* [EXERCISE BRIEF] Write out the entire listing below exactly, with the pictures left out.

----

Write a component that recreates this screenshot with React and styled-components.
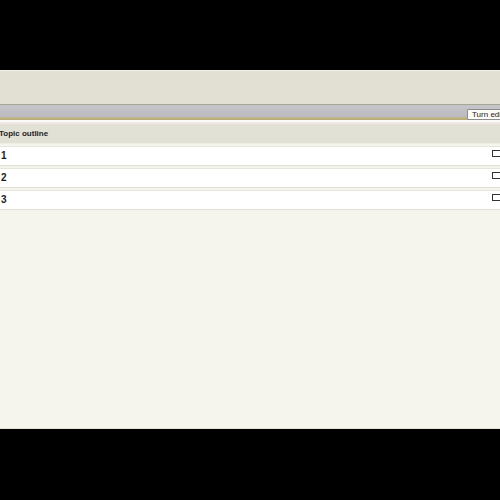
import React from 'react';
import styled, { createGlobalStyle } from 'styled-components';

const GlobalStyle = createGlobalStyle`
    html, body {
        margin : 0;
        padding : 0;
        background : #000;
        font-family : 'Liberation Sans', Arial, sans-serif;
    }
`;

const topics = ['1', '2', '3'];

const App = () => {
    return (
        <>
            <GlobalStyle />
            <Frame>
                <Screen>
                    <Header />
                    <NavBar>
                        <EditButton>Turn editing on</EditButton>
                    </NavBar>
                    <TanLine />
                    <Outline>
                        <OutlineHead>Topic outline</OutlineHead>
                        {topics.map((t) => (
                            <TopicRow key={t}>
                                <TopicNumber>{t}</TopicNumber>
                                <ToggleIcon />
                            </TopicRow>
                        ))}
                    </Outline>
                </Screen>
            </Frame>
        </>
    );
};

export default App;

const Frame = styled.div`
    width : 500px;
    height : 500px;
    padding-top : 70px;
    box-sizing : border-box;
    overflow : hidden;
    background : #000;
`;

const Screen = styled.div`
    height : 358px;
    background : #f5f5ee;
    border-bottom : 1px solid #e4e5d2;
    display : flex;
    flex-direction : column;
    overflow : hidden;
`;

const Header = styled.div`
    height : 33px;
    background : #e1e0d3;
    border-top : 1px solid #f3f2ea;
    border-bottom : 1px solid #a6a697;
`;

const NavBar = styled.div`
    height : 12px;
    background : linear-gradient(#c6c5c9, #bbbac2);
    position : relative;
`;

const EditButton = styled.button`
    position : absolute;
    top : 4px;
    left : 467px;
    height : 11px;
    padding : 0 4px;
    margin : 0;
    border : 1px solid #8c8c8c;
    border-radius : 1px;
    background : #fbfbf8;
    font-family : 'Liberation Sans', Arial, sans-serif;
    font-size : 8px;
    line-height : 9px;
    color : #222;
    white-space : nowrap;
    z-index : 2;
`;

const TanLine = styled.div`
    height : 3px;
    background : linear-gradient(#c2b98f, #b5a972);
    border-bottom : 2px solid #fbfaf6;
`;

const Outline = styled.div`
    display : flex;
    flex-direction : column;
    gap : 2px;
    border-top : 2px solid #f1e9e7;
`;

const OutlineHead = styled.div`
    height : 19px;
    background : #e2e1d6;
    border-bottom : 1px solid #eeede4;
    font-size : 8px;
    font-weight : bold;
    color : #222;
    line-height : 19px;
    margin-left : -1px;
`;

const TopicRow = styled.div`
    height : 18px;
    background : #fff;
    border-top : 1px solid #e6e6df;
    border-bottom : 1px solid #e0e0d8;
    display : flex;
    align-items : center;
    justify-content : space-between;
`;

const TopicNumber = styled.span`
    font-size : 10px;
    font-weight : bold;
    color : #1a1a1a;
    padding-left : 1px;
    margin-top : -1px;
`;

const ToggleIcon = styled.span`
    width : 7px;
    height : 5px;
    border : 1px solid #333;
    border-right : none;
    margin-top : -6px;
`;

----

* [EXERCISE SOLUTION]
Write a component that recreates this screenshot with React and styled-components.
import React from 'react';
import styled, { createGlobalStyle } from 'styled-components';

const GlobalStyle = createGlobalStyle`
    html, body {
        margin : 0;
        padding : 0;
        background : #000;
        font-family : 'Liberation Sans', Arial, sans-serif;
    }
`;

const topics = ['1', '2', '3'];

const App = () => {
    return (
        <>
            <GlobalStyle />
            <Frame>
                <Screen>
                    <Header />
                    <NavBar>
                        <EditButton>Turn editing on</EditButton>
                    </NavBar>
                    <TanLine />
                    <Outline>
                        <OutlineHead>Topic outline</OutlineHead>
                        {topics.map((t) => (
                            <TopicRow key={t}>
                                <TopicNumber>{t}</TopicNumber>
                                <ToggleIcon />
                            </TopicRow>
                        ))}
                    </Outline>
                </Screen>
            </Frame>
        </>
    );
};

export default App;

const Frame = styled.div`
    width : 500px;
    height : 500px;
    padding-top : 70px;
    box-sizing : border-box;
    overflow : hidden;
    background : #000;
`;

const Screen = styled.div`
    height : 358px;
    background : #f5f5ee;
    border-bottom : 1px solid #e4e5d2;
    display : flex;
    flex-direction : column;
    overflow : hidden;
`;

const Header = styled.div`
    height : 33px;
    background : #e1e0d3;
    border-top : 1px solid #f3f2ea;
    border-bottom : 1px solid #a6a697;
`;

const NavBar = styled.div`
    height : 12px;
    background : linear-gradient(#c6c5c9, #bbbac2);
    position : relative;
`;

const EditButton = styled.button`
    position : absolute;
    top : 4px;
    left : 467px;
    height : 11px;
    padding : 0 4px;
    margin : 0;
    border : 1px solid #8c8c8c;
    border-radius : 1px;
    background : #fbfbf8;
    font-family : 'Liberation Sans', Arial, sans-serif;
    font-size : 8px;
    line-height : 9px;
    color : #222;
    white-space : nowrap;
    z-index : 2;
`;

const TanLine = styled.div`
    height : 3px;
    background : linear-gradient(#c2b98f, #b5a972);
    border-bottom : 2px solid #fbfaf6;
`;

const Outline = styled.div`
    display : flex;
    flex-direction : column;
    gap : 2px;
    border-top : 2px solid #f1e9e7;
`;

const OutlineHead = styled.div`
    height : 19px;
    background : #e2e1d6;
    border-bottom : 1px solid #eeede4;
    font-size : 8px;
    font-weight : bold;
    color : #222;
    line-height : 19px;
    margin-left : -1px;
`;

const TopicRow = styled.div`
    height : 18px;
    background : #fff;
    border-top : 1px solid #e6e6df;
    border-bottom : 1px solid #e0e0d8;
    display : flex;
    align-items : center;
    justify-content : space-between;
`;

const TopicNumber = styled.span`
    font-size : 10px;
    font-weight : bold;
    color : #1a1a1a;
    padding-left : 1px;
    margin-top : -1px;
`;

const ToggleIcon = styled.span`
    width : 7px;
    height : 5px;
    border : 1px solid #333;
    border-right : none;
    margin-top : -6px;
`;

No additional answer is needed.